Task requirements = Find the word "components" in the records below. List each line containing it.

═══ Input material ═══

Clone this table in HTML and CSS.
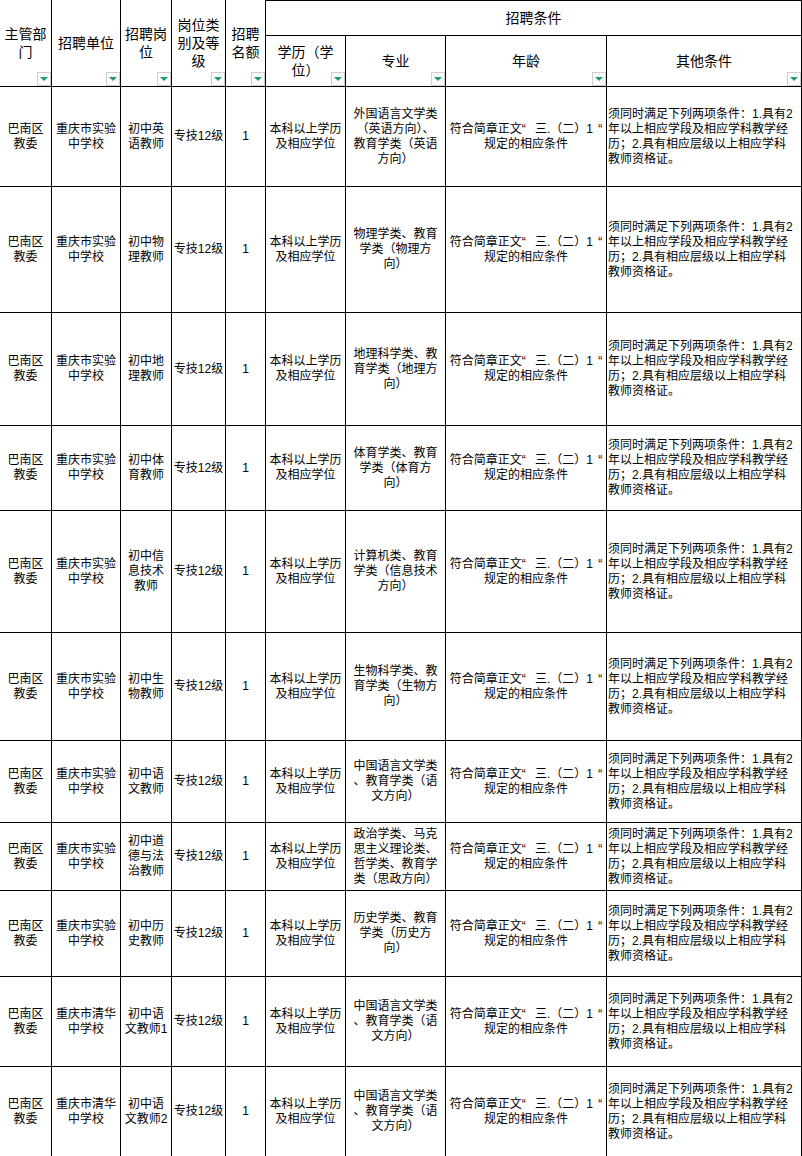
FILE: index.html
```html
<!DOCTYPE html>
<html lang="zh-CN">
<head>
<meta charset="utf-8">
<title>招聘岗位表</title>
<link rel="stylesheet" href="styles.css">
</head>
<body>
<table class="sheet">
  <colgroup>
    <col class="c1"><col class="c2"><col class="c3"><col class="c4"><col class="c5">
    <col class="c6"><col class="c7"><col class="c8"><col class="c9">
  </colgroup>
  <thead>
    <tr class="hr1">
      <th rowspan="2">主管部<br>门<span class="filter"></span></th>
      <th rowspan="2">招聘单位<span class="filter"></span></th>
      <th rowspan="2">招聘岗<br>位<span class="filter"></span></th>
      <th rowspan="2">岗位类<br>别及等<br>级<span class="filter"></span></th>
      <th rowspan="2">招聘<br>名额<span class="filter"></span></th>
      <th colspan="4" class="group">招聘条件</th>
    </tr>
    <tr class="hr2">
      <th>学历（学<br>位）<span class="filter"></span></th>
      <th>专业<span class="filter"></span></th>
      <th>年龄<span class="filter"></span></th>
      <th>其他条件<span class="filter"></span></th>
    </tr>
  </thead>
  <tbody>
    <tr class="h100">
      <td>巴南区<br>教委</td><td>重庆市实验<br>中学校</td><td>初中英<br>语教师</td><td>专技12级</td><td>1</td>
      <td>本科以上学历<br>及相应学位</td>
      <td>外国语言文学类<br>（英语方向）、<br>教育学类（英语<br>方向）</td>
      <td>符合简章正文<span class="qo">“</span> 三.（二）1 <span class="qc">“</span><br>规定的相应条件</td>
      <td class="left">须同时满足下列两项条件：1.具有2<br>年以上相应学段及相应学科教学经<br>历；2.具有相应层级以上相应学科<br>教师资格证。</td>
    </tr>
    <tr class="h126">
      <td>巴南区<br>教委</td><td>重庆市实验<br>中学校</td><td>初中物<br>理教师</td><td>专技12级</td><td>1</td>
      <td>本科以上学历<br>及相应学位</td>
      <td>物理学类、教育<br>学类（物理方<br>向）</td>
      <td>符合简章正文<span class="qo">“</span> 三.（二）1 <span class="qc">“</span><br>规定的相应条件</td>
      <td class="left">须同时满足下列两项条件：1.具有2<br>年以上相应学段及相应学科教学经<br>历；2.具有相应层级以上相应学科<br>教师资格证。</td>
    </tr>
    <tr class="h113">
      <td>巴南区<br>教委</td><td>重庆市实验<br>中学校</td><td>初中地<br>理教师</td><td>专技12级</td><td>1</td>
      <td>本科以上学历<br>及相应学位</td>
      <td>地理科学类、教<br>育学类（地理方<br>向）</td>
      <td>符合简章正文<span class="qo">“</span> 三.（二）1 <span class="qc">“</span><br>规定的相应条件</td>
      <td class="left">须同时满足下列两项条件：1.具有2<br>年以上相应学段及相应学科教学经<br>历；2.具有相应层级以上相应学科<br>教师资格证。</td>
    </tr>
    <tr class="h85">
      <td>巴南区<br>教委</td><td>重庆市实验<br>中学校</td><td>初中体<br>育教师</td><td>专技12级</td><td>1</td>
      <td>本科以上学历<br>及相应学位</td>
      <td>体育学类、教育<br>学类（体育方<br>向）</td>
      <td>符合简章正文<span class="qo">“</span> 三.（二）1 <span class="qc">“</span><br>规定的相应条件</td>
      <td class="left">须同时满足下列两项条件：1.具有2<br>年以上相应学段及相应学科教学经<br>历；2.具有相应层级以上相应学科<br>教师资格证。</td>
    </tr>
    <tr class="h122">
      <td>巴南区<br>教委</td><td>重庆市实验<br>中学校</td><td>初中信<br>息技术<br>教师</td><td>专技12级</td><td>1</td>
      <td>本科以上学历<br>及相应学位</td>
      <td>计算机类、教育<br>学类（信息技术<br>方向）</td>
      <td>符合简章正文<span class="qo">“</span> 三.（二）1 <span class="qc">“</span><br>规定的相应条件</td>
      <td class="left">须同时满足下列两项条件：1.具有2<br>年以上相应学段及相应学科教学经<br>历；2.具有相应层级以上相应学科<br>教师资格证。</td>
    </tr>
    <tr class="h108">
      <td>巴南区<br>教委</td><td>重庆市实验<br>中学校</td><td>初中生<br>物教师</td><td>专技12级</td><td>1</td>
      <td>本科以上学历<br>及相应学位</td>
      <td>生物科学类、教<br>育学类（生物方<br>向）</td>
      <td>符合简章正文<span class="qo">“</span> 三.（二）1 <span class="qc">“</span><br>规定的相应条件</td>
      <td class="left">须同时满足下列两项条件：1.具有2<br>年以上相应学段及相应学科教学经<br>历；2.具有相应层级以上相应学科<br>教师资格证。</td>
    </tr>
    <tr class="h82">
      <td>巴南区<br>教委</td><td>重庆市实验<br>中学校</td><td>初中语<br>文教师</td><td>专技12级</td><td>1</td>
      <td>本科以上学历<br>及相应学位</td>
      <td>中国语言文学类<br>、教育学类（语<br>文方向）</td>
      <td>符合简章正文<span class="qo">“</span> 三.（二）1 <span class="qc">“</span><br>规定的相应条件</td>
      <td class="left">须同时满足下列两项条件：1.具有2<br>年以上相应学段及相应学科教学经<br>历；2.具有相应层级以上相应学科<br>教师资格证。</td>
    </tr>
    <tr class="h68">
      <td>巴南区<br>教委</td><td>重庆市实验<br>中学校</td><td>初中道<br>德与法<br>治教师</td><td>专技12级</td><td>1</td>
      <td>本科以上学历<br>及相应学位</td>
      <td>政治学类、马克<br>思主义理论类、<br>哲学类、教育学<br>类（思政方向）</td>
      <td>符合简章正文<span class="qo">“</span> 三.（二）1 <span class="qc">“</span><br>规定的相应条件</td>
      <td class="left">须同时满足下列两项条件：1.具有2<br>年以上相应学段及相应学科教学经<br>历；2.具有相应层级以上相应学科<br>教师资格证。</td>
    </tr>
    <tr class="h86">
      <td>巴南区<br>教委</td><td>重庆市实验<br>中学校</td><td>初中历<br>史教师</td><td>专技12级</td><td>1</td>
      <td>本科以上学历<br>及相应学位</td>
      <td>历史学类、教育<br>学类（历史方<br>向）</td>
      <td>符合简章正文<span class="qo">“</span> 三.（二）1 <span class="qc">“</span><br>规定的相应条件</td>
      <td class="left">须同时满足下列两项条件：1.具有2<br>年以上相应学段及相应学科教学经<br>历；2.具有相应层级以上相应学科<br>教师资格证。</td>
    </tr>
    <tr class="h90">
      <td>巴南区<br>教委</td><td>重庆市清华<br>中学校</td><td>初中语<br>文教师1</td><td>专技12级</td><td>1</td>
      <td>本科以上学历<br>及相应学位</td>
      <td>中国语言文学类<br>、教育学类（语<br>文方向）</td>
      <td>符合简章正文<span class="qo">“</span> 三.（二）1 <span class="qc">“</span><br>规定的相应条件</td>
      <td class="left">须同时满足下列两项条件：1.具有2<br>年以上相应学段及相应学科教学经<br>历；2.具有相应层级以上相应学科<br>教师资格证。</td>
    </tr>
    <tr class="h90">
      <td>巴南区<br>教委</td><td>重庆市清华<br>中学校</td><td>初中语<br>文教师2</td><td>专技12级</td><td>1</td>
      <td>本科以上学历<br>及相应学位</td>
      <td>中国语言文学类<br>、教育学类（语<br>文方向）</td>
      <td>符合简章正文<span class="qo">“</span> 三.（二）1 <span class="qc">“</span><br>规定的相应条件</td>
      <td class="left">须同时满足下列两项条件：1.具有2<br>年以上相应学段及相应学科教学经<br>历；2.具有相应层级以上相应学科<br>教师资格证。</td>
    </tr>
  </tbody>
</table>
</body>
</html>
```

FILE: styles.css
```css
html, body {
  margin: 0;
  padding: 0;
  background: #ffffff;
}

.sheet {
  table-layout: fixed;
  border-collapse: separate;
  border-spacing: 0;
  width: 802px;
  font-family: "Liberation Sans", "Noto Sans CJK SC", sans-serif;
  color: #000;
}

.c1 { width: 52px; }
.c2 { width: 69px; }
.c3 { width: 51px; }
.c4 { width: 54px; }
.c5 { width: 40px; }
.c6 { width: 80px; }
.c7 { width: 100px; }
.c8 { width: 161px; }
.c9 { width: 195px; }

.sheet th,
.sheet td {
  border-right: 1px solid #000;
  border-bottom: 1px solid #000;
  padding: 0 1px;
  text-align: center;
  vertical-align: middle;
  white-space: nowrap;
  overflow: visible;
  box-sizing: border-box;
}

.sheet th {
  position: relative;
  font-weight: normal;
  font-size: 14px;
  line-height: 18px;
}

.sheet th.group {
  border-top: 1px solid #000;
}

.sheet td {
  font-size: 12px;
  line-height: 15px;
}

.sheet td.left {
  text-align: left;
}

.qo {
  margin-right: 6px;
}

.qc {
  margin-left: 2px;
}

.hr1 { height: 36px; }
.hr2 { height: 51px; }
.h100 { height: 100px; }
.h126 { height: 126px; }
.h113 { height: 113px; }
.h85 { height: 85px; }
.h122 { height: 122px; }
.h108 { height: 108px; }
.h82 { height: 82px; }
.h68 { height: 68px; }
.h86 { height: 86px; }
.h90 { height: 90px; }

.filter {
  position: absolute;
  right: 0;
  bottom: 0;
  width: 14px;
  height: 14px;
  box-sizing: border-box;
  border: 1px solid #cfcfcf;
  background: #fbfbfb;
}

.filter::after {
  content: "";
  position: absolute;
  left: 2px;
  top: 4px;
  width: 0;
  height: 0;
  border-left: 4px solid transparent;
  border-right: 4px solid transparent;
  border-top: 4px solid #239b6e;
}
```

═══
═══ Input material ═══

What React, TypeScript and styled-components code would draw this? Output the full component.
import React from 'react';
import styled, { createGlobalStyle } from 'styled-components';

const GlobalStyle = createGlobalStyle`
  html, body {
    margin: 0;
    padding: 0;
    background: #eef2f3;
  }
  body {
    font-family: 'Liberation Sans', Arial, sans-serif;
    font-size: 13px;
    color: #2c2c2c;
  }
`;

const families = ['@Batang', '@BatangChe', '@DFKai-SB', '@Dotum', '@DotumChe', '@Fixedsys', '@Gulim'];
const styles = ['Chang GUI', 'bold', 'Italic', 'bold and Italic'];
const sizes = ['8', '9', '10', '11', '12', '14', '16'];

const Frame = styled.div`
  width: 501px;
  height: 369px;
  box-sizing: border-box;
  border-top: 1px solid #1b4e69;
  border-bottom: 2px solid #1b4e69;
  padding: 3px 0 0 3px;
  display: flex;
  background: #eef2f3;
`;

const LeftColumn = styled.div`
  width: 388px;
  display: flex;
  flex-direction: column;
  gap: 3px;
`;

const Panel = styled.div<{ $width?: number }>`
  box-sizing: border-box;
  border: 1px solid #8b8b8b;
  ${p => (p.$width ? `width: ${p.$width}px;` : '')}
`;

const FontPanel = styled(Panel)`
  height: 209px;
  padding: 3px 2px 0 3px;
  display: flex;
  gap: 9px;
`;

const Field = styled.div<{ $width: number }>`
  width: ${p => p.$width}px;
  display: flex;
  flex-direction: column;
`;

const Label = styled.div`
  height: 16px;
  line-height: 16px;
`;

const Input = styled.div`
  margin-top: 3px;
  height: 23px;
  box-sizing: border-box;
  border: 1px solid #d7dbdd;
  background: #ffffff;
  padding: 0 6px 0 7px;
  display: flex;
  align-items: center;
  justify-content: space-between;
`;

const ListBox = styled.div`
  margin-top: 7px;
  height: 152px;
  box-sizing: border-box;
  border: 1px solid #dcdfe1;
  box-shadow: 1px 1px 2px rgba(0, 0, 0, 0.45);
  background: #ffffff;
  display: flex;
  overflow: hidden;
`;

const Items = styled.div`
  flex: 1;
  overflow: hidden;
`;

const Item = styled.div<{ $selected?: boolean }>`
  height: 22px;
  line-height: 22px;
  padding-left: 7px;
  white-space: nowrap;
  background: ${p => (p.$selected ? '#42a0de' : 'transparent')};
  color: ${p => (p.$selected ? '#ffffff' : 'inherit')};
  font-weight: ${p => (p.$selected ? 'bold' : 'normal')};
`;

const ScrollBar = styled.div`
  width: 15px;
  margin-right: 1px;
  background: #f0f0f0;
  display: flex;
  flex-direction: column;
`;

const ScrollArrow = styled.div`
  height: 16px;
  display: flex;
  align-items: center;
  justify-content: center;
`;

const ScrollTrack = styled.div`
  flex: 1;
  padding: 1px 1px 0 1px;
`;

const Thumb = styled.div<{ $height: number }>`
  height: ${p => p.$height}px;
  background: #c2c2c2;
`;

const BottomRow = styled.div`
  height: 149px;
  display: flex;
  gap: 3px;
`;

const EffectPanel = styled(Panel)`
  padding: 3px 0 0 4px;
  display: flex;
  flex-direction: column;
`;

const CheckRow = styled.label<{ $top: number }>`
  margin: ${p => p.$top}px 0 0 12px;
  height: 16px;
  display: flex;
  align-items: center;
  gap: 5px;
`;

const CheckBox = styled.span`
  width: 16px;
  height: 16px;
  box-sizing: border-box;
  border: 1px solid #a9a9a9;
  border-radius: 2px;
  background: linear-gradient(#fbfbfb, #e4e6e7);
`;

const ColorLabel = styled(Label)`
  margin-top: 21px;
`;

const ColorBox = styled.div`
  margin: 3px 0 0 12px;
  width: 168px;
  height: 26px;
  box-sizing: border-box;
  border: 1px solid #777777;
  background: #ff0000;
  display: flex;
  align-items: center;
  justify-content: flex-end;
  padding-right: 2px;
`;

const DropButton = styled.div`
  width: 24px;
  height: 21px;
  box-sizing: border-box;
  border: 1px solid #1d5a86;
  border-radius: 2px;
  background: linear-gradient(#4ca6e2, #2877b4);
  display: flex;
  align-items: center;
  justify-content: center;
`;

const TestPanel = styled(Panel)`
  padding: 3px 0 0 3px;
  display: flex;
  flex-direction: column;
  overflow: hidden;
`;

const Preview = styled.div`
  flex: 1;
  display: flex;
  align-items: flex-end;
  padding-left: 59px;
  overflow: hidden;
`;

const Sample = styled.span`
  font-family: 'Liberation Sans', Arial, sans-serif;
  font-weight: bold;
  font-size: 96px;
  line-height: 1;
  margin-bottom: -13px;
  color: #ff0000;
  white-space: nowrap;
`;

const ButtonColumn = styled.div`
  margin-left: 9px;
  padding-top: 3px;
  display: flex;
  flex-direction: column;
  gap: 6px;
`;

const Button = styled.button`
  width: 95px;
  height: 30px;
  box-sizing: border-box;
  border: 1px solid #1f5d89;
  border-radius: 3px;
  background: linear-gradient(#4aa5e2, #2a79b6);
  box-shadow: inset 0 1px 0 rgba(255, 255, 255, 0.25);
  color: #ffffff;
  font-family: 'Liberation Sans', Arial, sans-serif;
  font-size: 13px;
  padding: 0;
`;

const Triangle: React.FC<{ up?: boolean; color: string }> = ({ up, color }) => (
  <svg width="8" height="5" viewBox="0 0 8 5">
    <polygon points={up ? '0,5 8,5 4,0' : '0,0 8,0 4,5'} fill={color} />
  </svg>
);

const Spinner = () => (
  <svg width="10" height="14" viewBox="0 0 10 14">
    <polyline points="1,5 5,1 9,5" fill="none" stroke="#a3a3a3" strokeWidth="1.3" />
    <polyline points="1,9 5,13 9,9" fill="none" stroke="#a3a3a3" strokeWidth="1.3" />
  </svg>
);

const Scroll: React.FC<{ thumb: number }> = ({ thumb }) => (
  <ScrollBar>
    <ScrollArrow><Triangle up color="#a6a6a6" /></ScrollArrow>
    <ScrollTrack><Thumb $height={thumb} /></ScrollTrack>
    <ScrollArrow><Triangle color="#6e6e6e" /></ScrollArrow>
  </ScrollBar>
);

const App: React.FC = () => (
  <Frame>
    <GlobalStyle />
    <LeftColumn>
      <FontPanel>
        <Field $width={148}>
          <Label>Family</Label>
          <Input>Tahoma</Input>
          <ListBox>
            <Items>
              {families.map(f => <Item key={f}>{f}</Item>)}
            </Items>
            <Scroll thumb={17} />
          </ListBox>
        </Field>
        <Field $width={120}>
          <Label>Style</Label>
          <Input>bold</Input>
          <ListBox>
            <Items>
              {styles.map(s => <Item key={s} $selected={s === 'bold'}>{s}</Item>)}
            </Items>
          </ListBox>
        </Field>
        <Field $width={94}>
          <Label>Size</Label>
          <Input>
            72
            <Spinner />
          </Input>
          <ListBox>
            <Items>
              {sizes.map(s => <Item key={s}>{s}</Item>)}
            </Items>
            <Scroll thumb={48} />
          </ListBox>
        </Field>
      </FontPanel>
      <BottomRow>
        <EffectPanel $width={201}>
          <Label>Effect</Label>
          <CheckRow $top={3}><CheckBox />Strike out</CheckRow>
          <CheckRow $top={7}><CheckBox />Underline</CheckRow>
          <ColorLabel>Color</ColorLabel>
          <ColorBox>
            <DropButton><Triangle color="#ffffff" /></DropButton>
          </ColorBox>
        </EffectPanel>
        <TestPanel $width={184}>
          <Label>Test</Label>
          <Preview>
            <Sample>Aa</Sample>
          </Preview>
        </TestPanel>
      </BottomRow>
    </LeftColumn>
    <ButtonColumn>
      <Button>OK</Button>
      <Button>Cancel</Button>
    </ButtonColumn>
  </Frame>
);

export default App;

═══

Output below =
What React, TypeScript and styled-components code would draw this? Output the full component.
import styled, { createGlobalStyle } from 'styled-components';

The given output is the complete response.